For Hirschman, it is the principle of the Hiding Hand that accounts for such behaviour. Hirschman observed various cases of projects being started that in hindsight looked unrealistic, over-ambitious, and dilettantish. He argues that if the project planners had known in advance all the difficulties and troubles lying in store, they probably would never have touched it. But why did they? Why do some people – especially entrepreneurs, planners, politicians – take on tasks that seem near impossible, that carry high risks and huge costs of failure? That is where the principle of the Hiding Hand comes in. Hirschman writes: “Creativity always comes as a surprise to us; therefore we can never count on it and we dare not believe in it until it has happened. In other words, we would not consciously engage upon tasks whose success clearly requires that creativity be forthcoming. Hence, the only way in which we can bring our creative resources fully into play is by misjudging the nature of the task, by presenting it to ourselves as more routine, simple, undemanding of genuine creativity than it will turn out to be.”
For Hirschman, by necessarily underestimating our creativity or resourcefulness ex ante, we may well underestimate to a roughly similar extent the difficulties of the tasks itself. In a way, we trick ourselves “by these two offsetting underestimates into undertaking tasks which we can, but otherwise would not dare, tackle.”

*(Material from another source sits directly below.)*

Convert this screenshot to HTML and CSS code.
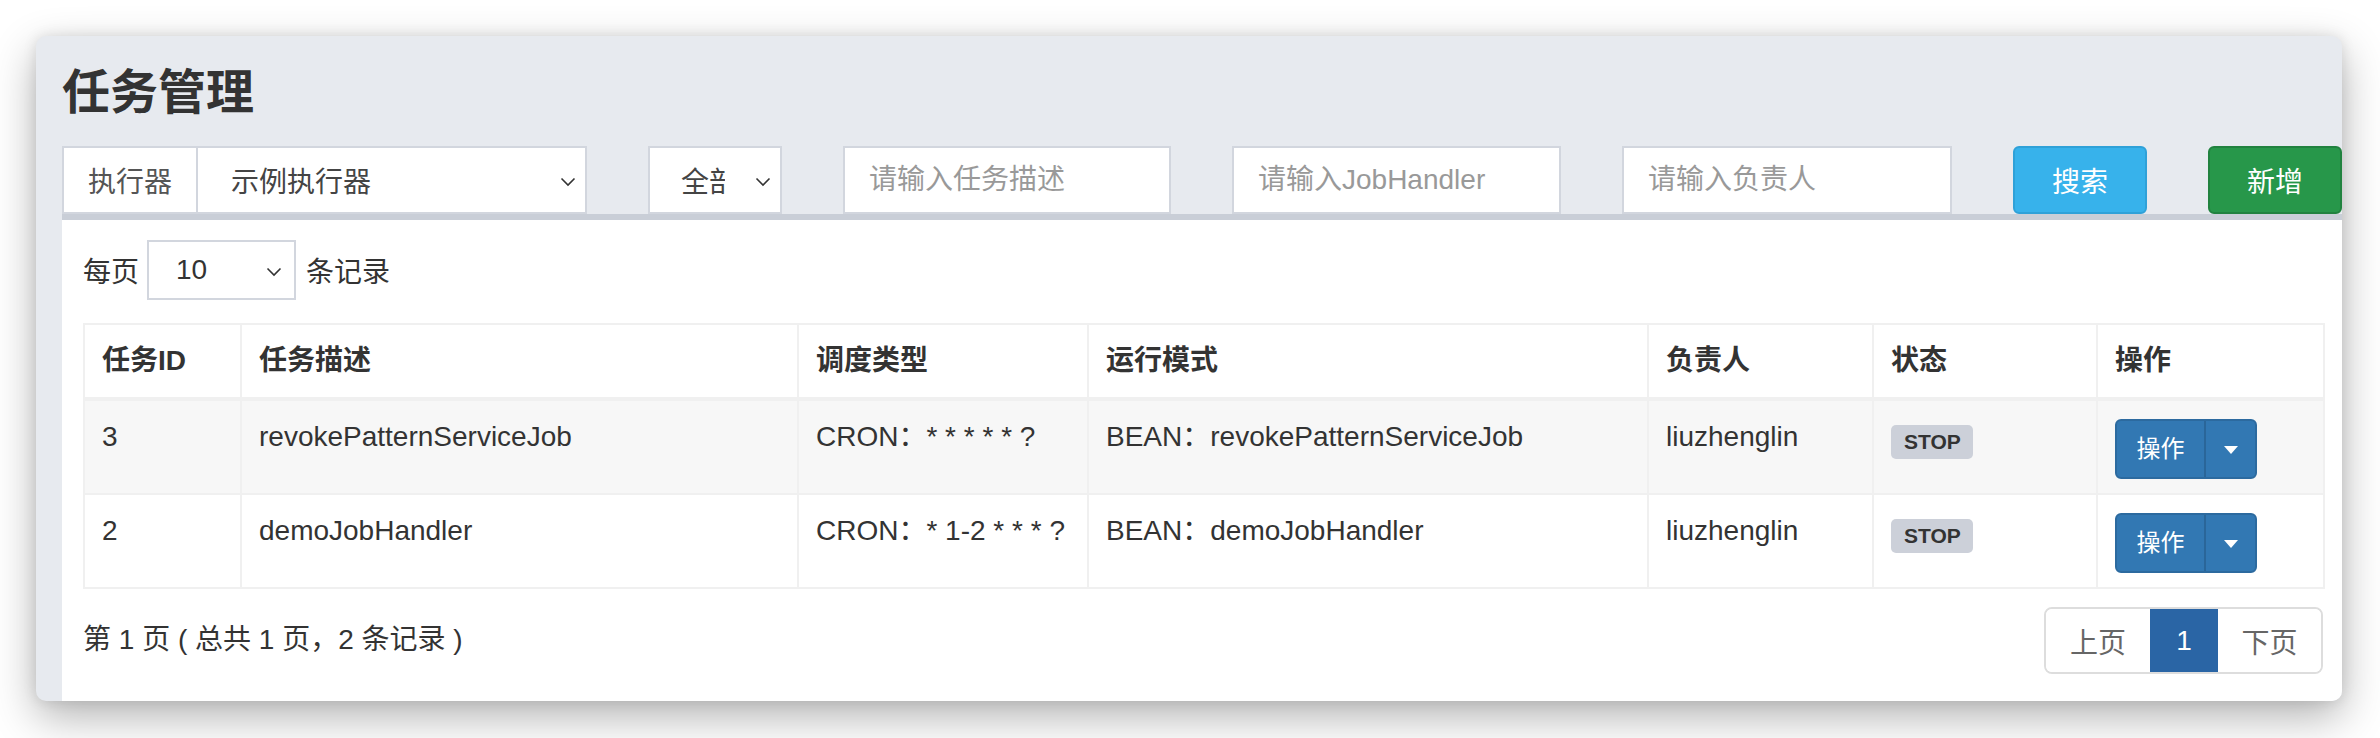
FILE: index.html
```html
<!DOCTYPE html>
<html lang="zh-CN">
<head>
<meta charset="utf-8">
<title>任务管理</title>
<link rel="stylesheet" href="styles.css">
</head>
<body>
<div class="window">
  <section class="content-header">
    <h1>任务管理</h1>
  </section>

  <div class="filters">
    <div class="input-group w-exec">
      <span class="addon">执行器</span>
      <div class="select grow">
        <span class="val">示例执行器</span>
        <svg class="chev" width="16" height="10" viewBox="0 0 16 10"><path d="M1.5 1.5 L8 8 L14.5 1.5" fill="none" stroke="#333" stroke-width="1.6"/></svg>
      </div>
    </div>
    <div class="select w-status">
      <span class="val clip">全部</span>
      <svg class="chev" width="16" height="10" viewBox="0 0 16 10"><path d="M1.5 1.5 L8 8 L14.5 1.5" fill="none" stroke="#333" stroke-width="1.6"/></svg>
    </div>
    <input class="input w-desc" type="text" placeholder="请输入任务描述">
    <input class="input w-handler" type="text" placeholder="请输入JobHandler">
    <input class="input w-author" type="text" placeholder="请输入负责人">
    <button class="btn btn-search" type="button">搜索</button>
    <button class="btn btn-add" type="button">新增</button>
  </div>

  <div class="box">
    <div class="length">
      <span>每页</span>
      <div class="select sm">
        <span class="val">10</span>
        <svg class="chev" width="16" height="10" viewBox="0 0 16 10"><path d="M1.5 1.5 L8 8 L14.5 1.5" fill="none" stroke="#333" stroke-width="1.6"/></svg>
      </div>
      <span>条记录</span>
    </div>

    <table class="grid">
      <colgroup>
        <col class="c1"><col class="c2"><col class="c3"><col class="c4"><col class="c5"><col class="c6"><col class="c7">
      </colgroup>
      <thead>
        <tr>
          <th>任务ID</th><th>任务描述</th><th>调度类型</th><th>运行模式</th><th>负责人</th><th>状态</th><th>操作</th>
        </tr>
      </thead>
      <tbody>
        <tr class="odd">
          <td>3</td>
          <td>revokePatternServiceJob</td>
          <td>CRON：* * * * * ?</td>
          <td>BEAN：revokePatternServiceJob</td>
          <td>liuzhenglin</td>
          <td><span class="label">STOP</span></td>
          <td><div class="btn-group"><span class="op">操作</span><span class="op-caret"><i class="caret"></i></span></div></td>
        </tr>
        <tr>
          <td>2</td>
          <td>demoJobHandler</td>
          <td>CRON：* 1-2 * * * ?</td>
          <td>BEAN：demoJobHandler</td>
          <td>liuzhenglin</td>
          <td><span class="label">STOP</span></td>
          <td><div class="btn-group"><span class="op">操作</span><span class="op-caret"><i class="caret"></i></span></div></td>
        </tr>
      </tbody>
    </table>

    <div class="footer">
      <div class="info">第 1 页 ( 总共 1 页，2 条记录 )</div>
      <ul class="pagination">
        <li class="pg prev">上页</li>
        <li class="pg active">1</li>
        <li class="pg next">下页</li>
      </ul>
    </div>
  </div>
</div>
</body>
</html>
```

FILE: styles.css
```css
* { box-sizing: border-box; }

html, body {
  margin: 0;
  padding: 0;
  background: #ffffff;
}

body {
  font-family: "Liberation Sans", "Noto Sans CJK SC", sans-serif;
  font-size: 28px;
  color: #333;
  height: 738px;
  overflow: hidden;
}

.window {
  margin: 36px 0 0 36px;
  width: 2306px;
  height: 665px;
  border-radius: 10px;
  background: #e7eaef;
  overflow: hidden;
  box-shadow: 0 16px 44px rgba(0, 0, 0, 0.30), 0 0 14px rgba(0, 0, 0, 0.10);
  padding-left: 26px;
}

.content-header {
  padding-top: 29px;
}

.content-header h1 {
  margin: 0;
  font-size: 48px;
  line-height: 56px;
  font-weight: bold;
  color: #333;
}

.filters {
  display: flex;
  gap: 61px;
  margin-top: 25px;
  height: 68px;
}

.input-group {
  display: flex;
  height: 68px;
}

.w-exec { width: 525px; flex: none; }
.w-status { width: 134px; flex: none; }
.w-desc { width: 328px; flex: none; }
.w-handler { width: 329px; flex: none; }
.w-author { width: 330px; flex: none; }

.addon {
  width: 134px;
  flex: none;
  display: flex;
  align-items: center;
  justify-content: center;
  background: #fff;
  border: 2px solid #d2d6de;
  border-right: none;
  color: #555;
}

.select {
  position: relative;
  display: flex;
  align-items: center;
  height: 68px;
  background: #fff;
  border: 2px solid #d2d6de;
  color: #444;
  padding-left: 33px;
}

.select.grow { flex: 1; }

.select .val {
  white-space: nowrap;
}

.select .val.clip {
  display: block;
  width: 44px;
  overflow: hidden;
}

.w-status { padding-left: 31px; }

.chev {
  position: absolute;
  right: 9px;
  top: 29px;
}

.input {
  height: 68px;
  border: 2px solid #d2d6de;
  background: #fff;
  padding: 0 24px;
  font-family: "Liberation Sans", "Noto Sans CJK SC", sans-serif;
  font-size: 28px;
  color: #555;
  border-radius: 0;
  outline: none;
}

.input::placeholder {
  color: #999;
}

.btn {
  width: 134px;
  flex: none;
  height: 68px;
  border-radius: 6px;
  border: 2px solid transparent;
  color: #fff;
  font-family: "Liberation Sans", "Noto Sans CJK SC", sans-serif;
  font-size: 28px;
  padding: 0;
}

.btn-search {
  background: #37b2eb;
  border-color: #2fa1d8;
}

.btn-add {
  background: #27974a;
  border-color: #21823f;
}

.box {
  width: 2282px;
  height: 500px;
  background: #fff;
  border-top: 6px solid #c9ced7;
  padding: 20px 21px 0 21px;
}

.length {
  display: flex;
  align-items: center;
  gap: 8px;
  height: 60px;
}

.select.sm {
  width: 149px;
  height: 60px;
  padding-left: 27px;
  color: #333;
  margin-right: 2px;
}

.select.sm .chev {
  top: 25px;
  right: 12px;
}

.grid {
  margin-top: 23px;
  width: 2240px;
  border-collapse: collapse;
  table-layout: fixed;
  border: 2px solid #f0f0f0;
}

.c1 { width: 157px; }
.c2 { width: 557px; }
.c3 { width: 290px; }
.c4 { width: 560px; }
.c5 { width: 225px; }
.c6 { width: 224px; }
.c7 { width: 227px; }

.grid th,
.grid td {
  border: 2px solid #f0f0f0;
  padding: 16px 16px 14px 17px;
  text-align: left;
  vertical-align: top;
  line-height: 40px;
  white-space: nowrap;
}

.grid th {
  font-weight: bold;
  color: #333;
  padding-bottom: 16px;
  border-bottom-width: 4px;
}

.grid td {
  color: #333;
}

.grid tr.odd td {
  background: #f7f7f7;
}

.label {
  display: inline-block;
  vertical-align: top;
  margin-top: 8px;
  background: #ccd0d9;
  color: #333;
  font-weight: bold;
  font-size: 21px;
  line-height: 21px;
  padding: 6px 12px 7px 13px;
  border-radius: 5px;
}

.btn-group {
  display: inline-flex;
  vertical-align: top;
  margin-top: 2px;
  height: 60px;
  border: 2px solid #2c6a9f;
  border-radius: 6px;
  background: #3278b3;
  overflow: hidden;
  color: #fff;
}

.op {
  width: 89px;
  display: flex;
  align-items: center;
  justify-content: center;
  font-size: 24px;
  border-right: 2px solid #2a6699;
}

.op-caret {
  width: 49px;
  display: flex;
  align-items: center;
  justify-content: center;
}

.caret {
  display: block;
  width: 0;
  height: 0;
  border-top: 8px solid #fff;
  border-left: 7px solid transparent;
  border-right: 7px solid transparent;
  margin-top: 2px;
}

.footer {
  display: flex;
  justify-content: space-between;
  align-items: center;
  margin-top: 18px;
}

.info {
  color: #333;
  padding-bottom: 8px;
}

.pagination {
  list-style: none;
  margin: 0;
  padding: 0;
  display: flex;
  height: 67px;
  border: 2px solid #dddddd;
  border-radius: 8px;
  overflow: hidden;
}

.pg {
  display: flex;
  align-items: center;
  justify-content: center;
  color: #666;
  background: #fff;
}

.pg.prev { width: 104px; }
.pg.next { width: 103px; }

.pg.active {
  width: 68px;
  background: #2a65a5;
  color: #fff;
  margin: -2px 0;
  height: 67px;
}
```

Two Offsetting Underestimations
This is a key for understanding Berlin´s approach to cultural policy: let´s kick off a process towards some desired goal without fully knowing how to achieve it or all intermediary steps and the consequences involved. We may know some aspects, be more certain about one facet or another, and we may even believe in the budget plans put forth, but we are engaging in a rather similar double underestimation.
In other words, the political constellation in Berlin makes it possible for decision-makers to let themselves be tricked by two offsetting underestimations: first, that it can be done within our means and in known ways, and, second, that it is not that difficult after all and can be achieved if only we are good at what we do. The dual independence of Berlin´s cultural budget from market considerations and the ballot box (as it is ultimately the federal level that pays!), gives them immense freedom to let themselves be tricked. No dominant stakeholder keeps ambitions in check – and this is the source of their true resourcefulness and innovative potential.
Could it be that some, or perhaps many, of the proud achievements of Berlin culture were of this variety: taking on seemingly impossible tasks but believing they are achievable, while assuming that we have what it takes? Hirschman would argue that the Hiding Hand facilities this approach, which is little less than forcing projects to threaten to fail initially – a potential failure that is precisely what makes them succeed in the end.
However, Hirschman would not have smiled for long: the largely forgiving Hiding Hand principle has an evil twin: the Malfeasant Hand. This refers to when the decision-makers pushing a project know the truth, but let others be tricked at their expense. Could it be that Berlin´s cultural policy, assured of the Federal Government as lender of last resort, is less a matter of genuine creativity and at times also a game of brinkmanship?